Literary production is never very active during the summer months. This year it has also suffered, like our international relations, from the cholera. It is only within the last few weeks that any new books of importance have appeared. Till then we had nothing but novels— and such novels! In addition to the licentious descriptions which disgrace most of our works of imagination, we have been offered the pleasures of scandal. Living and well-known persons are now brought upon the scene. It is, alas! to M. Daudet that we owe the worst and most notorious instances of this practice; but few of our fashionable novelists have escaped the contagion. Even M. Ohnet, M. Claretie, and the whole mob of third-class novelists, have gone with the current. I shall not quote the names of these books; they do not deserve it-though they have their qualities, their characters, their situations. There are certain well-known types which appear in almost

all of them-M. Bardoux, Mme. Adam, Sarah Bernhardt; then come the foreign royalties-the Prince of Orange, the Queen of Naples, the Prince of Wales; the Court of Alexander II., and that of the Tuileries, have furnished the whole material of a recent novel. There are natures which make use of this device of the "roman à clef," as these novels are called, as a means of gratifying their private spite by caricaturing their enemies. Thus, a man who has failed at the Ecole Normale revenges himself by portraying the school and the university in colours which only show the dye of his own mind; or an actress jealous of Sarah Bernhardt tears her to pieces in a book made up of a mixture of deplorable truths and odious calumnies. Amongst all this unsavoury rubbish it is refreshing to come upon a novel like Mme. Bentzon's Tony," in which she gives us a very original sketch of a girl, surrounded by careful and interesting studies of country gentlemen and crafty peasants; and still more refreshing to find a rustic story of real literary value, such as the "Innocent" of M. Pouvillon. We had already perceived in "Césette" the fine qualities of this author, his keen observation, his perception of character, and the cleverness of his word-pictures of the scenery of South-west France. "L'Innocent "is sadder in tone than "Césette"; it has few attractive characters; but the rough natures of the riverside peasantry of the Garonne, in their conflict at once with earth and water, are drawn with a firm touch and with a breadth which was wanting in "Césette." There are some very powerful dramatic situations, and the landscape is life-like. M. Pouvillon is one of the healthiest and most original of our modern novelists.

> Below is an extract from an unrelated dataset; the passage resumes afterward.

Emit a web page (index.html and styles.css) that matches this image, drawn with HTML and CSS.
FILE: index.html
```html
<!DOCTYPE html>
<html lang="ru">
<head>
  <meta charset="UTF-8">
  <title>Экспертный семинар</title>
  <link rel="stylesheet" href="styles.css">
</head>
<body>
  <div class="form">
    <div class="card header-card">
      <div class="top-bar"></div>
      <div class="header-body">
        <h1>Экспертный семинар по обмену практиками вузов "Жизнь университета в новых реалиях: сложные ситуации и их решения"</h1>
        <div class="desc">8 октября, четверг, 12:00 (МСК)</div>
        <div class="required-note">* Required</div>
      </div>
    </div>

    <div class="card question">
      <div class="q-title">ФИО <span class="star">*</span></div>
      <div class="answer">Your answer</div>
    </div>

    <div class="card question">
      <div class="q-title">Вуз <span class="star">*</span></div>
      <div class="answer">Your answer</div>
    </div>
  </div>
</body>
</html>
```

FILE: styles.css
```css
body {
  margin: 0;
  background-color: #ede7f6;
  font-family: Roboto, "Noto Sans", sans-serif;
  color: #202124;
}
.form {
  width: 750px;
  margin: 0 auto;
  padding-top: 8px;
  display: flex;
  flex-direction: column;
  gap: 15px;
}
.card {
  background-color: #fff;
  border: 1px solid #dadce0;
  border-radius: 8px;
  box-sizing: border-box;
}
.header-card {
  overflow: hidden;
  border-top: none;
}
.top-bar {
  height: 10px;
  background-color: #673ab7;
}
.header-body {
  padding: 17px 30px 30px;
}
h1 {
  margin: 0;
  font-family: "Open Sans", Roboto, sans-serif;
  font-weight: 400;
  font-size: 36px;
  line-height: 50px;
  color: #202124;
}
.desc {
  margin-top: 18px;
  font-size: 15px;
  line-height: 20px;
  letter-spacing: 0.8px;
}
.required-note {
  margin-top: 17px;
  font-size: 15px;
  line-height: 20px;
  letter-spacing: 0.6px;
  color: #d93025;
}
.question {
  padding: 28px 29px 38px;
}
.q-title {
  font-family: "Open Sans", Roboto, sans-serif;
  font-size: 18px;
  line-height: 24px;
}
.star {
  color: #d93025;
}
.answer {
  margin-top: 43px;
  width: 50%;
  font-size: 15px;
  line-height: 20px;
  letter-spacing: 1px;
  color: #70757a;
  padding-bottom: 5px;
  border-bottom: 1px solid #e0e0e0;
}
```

We hardly know whether to speak of M. Max O'Rell's "Filles de John Bull" as a study from the life or a work of imagination. But either way, the study is superficial and the imagination feeble. The author had made a great success with "John Bull et son Ile;" and though the book had not much in it, it contained a set of clever sketches, not wanting, some of them, in point or in veracity. He has tried to push his success, and this time he has not succeeded. He has given us nothing new or characteristic; he has sunk into triviality, and even impropriety. M. O'Rell may know Englishmen a little; he does not know Englishwomen at all. M. Ph. Daryl's "Political Life in England" is of quite another order—a serious work, in which you may find something to learn, even after you have read Esquiros and Laveleye. "Ph. Daryl" is the pseudonym of M. Pascal Grousset, to whom the Commune assigned the grotesque rôle of managing its foreign affairs. Convinced at last of the stupidity or rascality of his colleagues in the Commune, he withdrew to England after the catastrophe of May 1871, and set himself resolutely to work; and, without possessing literary talent properly so-called, he has succeeded in producing some interesting books. His novel, "Signe Meltroë, mœurs Berlinoises," though manifestly exaggerated, contains some very just observations. He has also published a French translation of Gordon's letters to his sister.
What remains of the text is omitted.